De fait, tous les protagonistes de cette histoire ont des choses à se reprocher ou à cacher : un passé difficile, un amant qui s'accroche, des problèmes d'argent, une violence conjugale larvée. Personne n'échappe à ce jeu de massacre, même pas les enfants. Soit ils sont victimes des actions des coupables, soit les parents s'empressent de les emmener dans une autre pièce dès qu'un conflit peut éclater. Au départ, c'est la découverte d'Abby, une jeune fille au bord la route qui fuyait on ne sait quoi au milieu de la nuit lorsqu'elle a été renversée par une voiture et laissée pour morte par son conducteur. Elle se retrouve dans le coma et chacun s'interroge. Tom, un ancien flic, essaie de découvrir la vérité, mais tout reste feutré et mou car chacun est tellement pris dans ses mensonges, dans les faux-semblants, qu'il devient impossible de démêler le vrai du faux. Au mitan de cette histoire étouffée et étouffante, toute cette hypocrisie sociale et mondaine éclate lors d'une pendaison de crémaillère. L'ensemble des intervenants se retrouvent autour d'un verre - certains en instance de divorce arrivant avec leur nouvelle compagne et saluant l'ancienne -, chacun tentant de faire semblant, de rester dans le feutré. Du coup, les rares passages de violence (entre époux, au sein de la famille, ou de la part du kidnappeur de la jeune fille qui veut faire taire les témoins) apparaissent comme encore plus sauvages.

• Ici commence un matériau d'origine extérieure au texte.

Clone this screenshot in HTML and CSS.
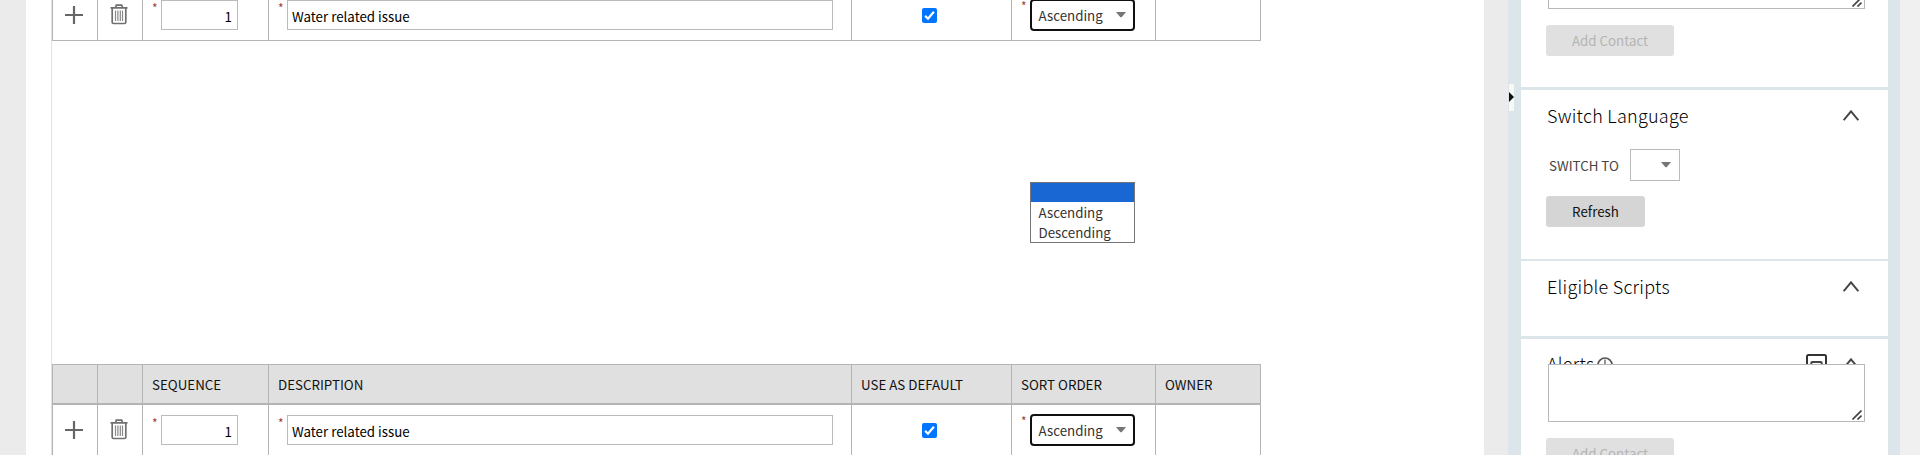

Servi par une écriture qui sait ménager le suspense, qui sait décrire en cachant les éléments nécessaires pour faire fonctionner son intrigue, qui parvient à mettre en avant et avec soin l'hypocrisie sociale, Le Piège du silence se positionne bien dans la lignée anglaise où l'auteur, en l'occurrence Rachel Abbott, se veut un entomologiste cruel de la société et des tares humaines.
Citation
La quiétude durement acquise s'était subitement dissoute, et la terreur avait repris le dessus. Et si Max venait à l'apprendre ? Jamais, il ne lui pardonnerait. Mais elle ne devait pas penser à ça, rien n'était encore perdu.